── Data block

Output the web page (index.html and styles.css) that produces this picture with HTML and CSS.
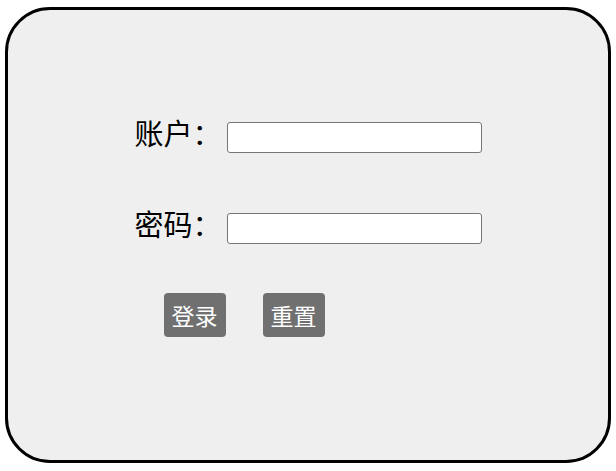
FILE: index.html
```html
<!DOCTYPE html>
<html lang="zh-CN">
<head>
<meta charset="utf-8">
<title>登录</title>
<link rel="stylesheet" href="styles.css">
</head>
<body>
<div class="card">
  <form class="form">
    <div class="row">
      <label class="label" for="user">账户：</label>
      <input class="field" id="user" type="text">
    </div>
    <div class="row row-second">
      <label class="label" for="pwd">密码：</label>
      <input class="field" id="pwd" type="password">
    </div>
    <div class="actions">
      <button class="btn" type="button">登录</button>
      <button class="btn" type="button">重置</button>
    </div>
  </form>
</div>
</body>
</html>
```
FILE: styles.css
```css
html, body {
  margin: 0;
  padding: 0;
  background: #ffffff;
}
body {
  padding: 7px 5px;
  font-family: "Noto Sans CJK SC", "Noto Sans", sans-serif;
}
.card {
  width: 600px;
  height: 450px;
  border: 3px solid #000;
  border-radius: 45px;
  background: #efefef;
}
.form {
  width: 347px;
  margin: 0 auto;
  padding-top: 112px;
  display: flex;
  flex-direction: column;
}
.row {
  display: flex;
  align-items: center;
  justify-content: space-between;
  height: 31px;
}
.row-second {
  margin-top: 60px;
}
.label {
  font-size: 29px;
  line-height: 31px;
  color: #000;
  margin-bottom: 10px;
  white-space: nowrap;
}
.field {
  box-sizing: border-box;
  flex: 0 0 255px;
  width: 255px;
  height: 31px;
  margin: 0;
  border: 1px solid #767676;
  border-radius: 3px;
  background: #fff;
}
.actions {
  display: flex;
  gap: 37px;
  margin-top: 49px;
  padding-left: 29px;
}
.btn {
  box-sizing: border-box;
  width: 62px;
  height: 44px;
  padding: 0;
  border: none;
  border-radius: 4px;
  background: #707070;
  color: #fff;
  font-family: "Noto Sans CJK SC", sans-serif;
  font-size: 23px;
  line-height: 44px;
}
```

────

### Exercise directions
Transcribe the listing in full. Omit the pictures and keep every line exact.

### Response to the task
Output the web page (index.html and styles.css) that produces this picture with HTML and CSS.
FILE: index.html
```html
<!DOCTYPE html>
<html lang="zh-CN">
<head>
<meta charset="utf-8">
<title>登录</title>
<link rel="stylesheet" href="styles.css">
</head>
<body>
<div class="card">
  <form class="form">
    <div class="row">
      <label class="label" for="user">账户：</label>
      <input class="field" id="user" type="text">
    </div>
    <div class="row row-second">
      <label class="label" for="pwd">密码：</label>
      <input class="field" id="pwd" type="password">
    </div>
    <div class="actions">
      <button class="btn" type="button">登录</button>
      <button class="btn" type="button">重置</button>
    </div>
  </form>
</div>
</body>
</html>
```
FILE: styles.css
```css
html, body {
  margin: 0;
  padding: 0;
  background: #ffffff;
}
body {
  padding: 7px 5px;
  font-family: "Noto Sans CJK SC", "Noto Sans", sans-serif;
}
.card {
  width: 600px;
  height: 450px;
  border: 3px solid #000;
  border-radius: 45px;
  background: #efefef;
}
.form {
  width: 347px;
  margin: 0 auto;
  padding-top: 112px;
  display: flex;
  flex-direction: column;
}
.row {
  display: flex;
  align-items: center;
  justify-content: space-between;
  height: 31px;
}
.row-second {
  margin-top: 60px;
}
.label {
  font-size: 29px;
  line-height: 31px;
  color: #000;
  margin-bottom: 10px;
  white-space: nowrap;
}
.field {
  box-sizing: border-box;
  flex: 0 0 255px;
  width: 255px;
  height: 31px;
  margin: 0;
  border: 1px solid #767676;
  border-radius: 3px;
  background: #fff;
}
.actions {
  display: flex;
  gap: 37px;
  margin-top: 49px;
  padding-left: 29px;
}
.btn {
  box-sizing: border-box;
  width: 62px;
  height: 44px;
  padding: 0;
  border: none;
  border-radius: 4px;
  background: #707070;
  color: #fff;
  font-family: "Noto Sans CJK SC", sans-serif;
  font-size: 23px;
  line-height: 44px;
}
```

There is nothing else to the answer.